I can't help but wonder though if all of the backlash to Clark's admittedly foolish comments are missing the mark. Which one of us, especially the politicians and political commentators in the bunch, can truly look in the mirror and say that the state of government in our society today is not a little bit perverted? If there is an "unhealthy" discourse in politics, which leads to gridlock and general systemic barriers, why are we not talking about those problems?

Of course it is easy to understand how many people can interpret Clark's comments out of context. Consider:

"I try never to go over [to Victoria]," she says. "Because it's sick. It's a sick culture. All they can think about is government and there are no real people in Victoria, and you get captured by this inside-the-beltway debate, and it's really unhealthy."

She certainly knows how to give ammunition to her opponents.

B.C. NDP MLA John Horgan is quoted as arguing that Clark's comments exemplify a lack of genuineness in her as a leader, and that it is "little wonder that the Liberals have little support on Vancouver Island."

National Post columnist Brian Hutchinson links Clark's comments to her government's decision to cancel the provincial legislature sitting for this fall, which itself is, as Hutchinson is not wrong to argue, "unhealthy."

B.C. NDP leader Adrian Dix characterizes the cancellation of the fall session as embarrassing.

Maybe Clark, although no doubt inadvertently, is getting at something more profound here. It is a bit of a stretch to assume that the "sick culture" to which she refers encapsulates the city of Victoria and its general residents, which is the accusation that Horgan levels. More likely Clark was using "Victoria" to denote the culture of provincial politics -- a point she herself has since confirmed. Anyone who has ever worked in a government town before knows that the bureaucracy of it all can drive anyone mad at times.

But even that is an oversimplification. If the über-partisan and rhetorical debates that have dominated headlines recently with the federal government's return to Parliament are any indication, then yes, we do know that the "politics of politics" creates a vitriolic and sometimes useless environment. Does this mean that we should give up hope, and just expect our politicians to not sit in the legislature to do their jobs? Of course not, and Clark is wrong to even attempt to argue otherwise. Then again going back to "business as usual" does not do anything to fix the problem inherent in our political system. Participating in an "unhealthy" discourse is only a marginal step above avoiding your job in the first place.

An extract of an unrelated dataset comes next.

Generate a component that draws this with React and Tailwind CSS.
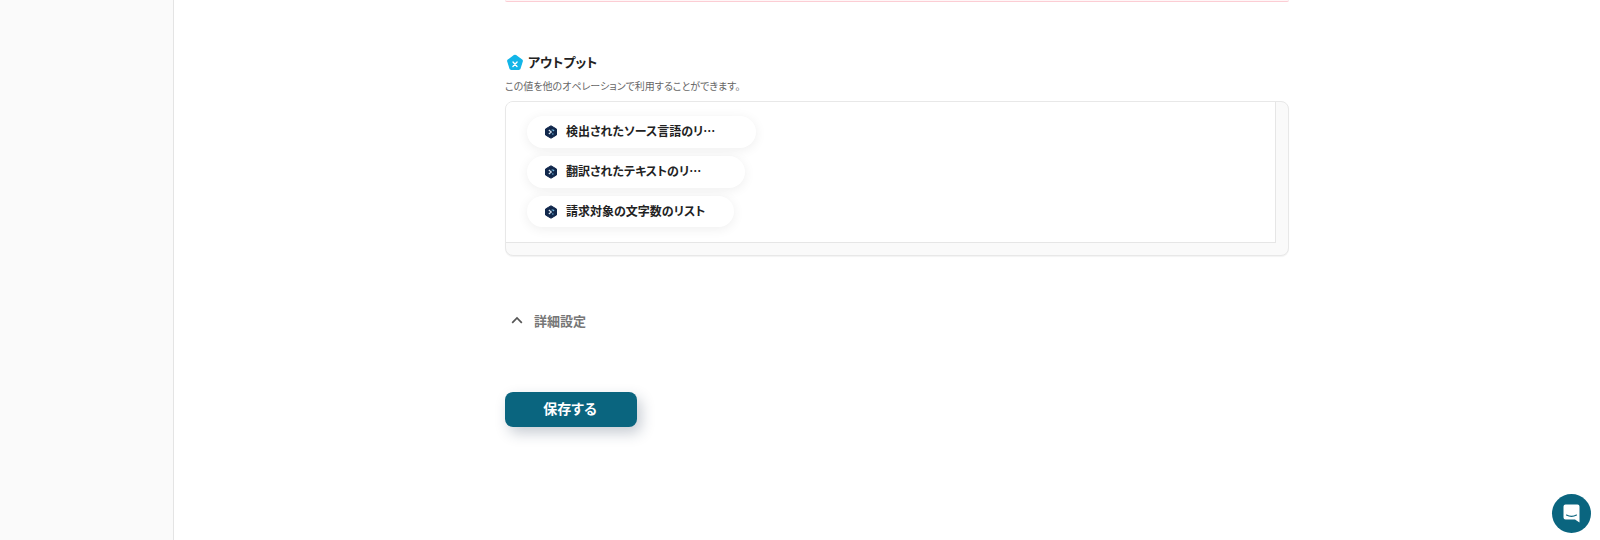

And here is where Clark's words, perhaps unintentionally, could have an impact: If the provincial legislature is an unproductive space of mud-slinging and pundit-dominated politics, let's acknowledge these problems and take that acknowledgement upon ourselves as an opportunity to reflect on ways that can make politics more productive and less rhetorical.

Both the Liberals and the NDP need to critically self-reflect how they contribute to this "unhealthy" environment, and although Clark's argument that spending more time with constituents is a better alternative is a copout to detract from the fact that she and her party are abdicating their responsibilities, merely criticizing her for avoiding Parliament is not sufficient.

Of course Clark shoots herself in the foot with the cancellation of Parliament, but in many ways, merely debating issues in the legislature can be no less "undemocratic." Simply arguing that the legislature should be back in session is the easy thing to do. The harder job is what nobody has addressed yet: what to do once you get there.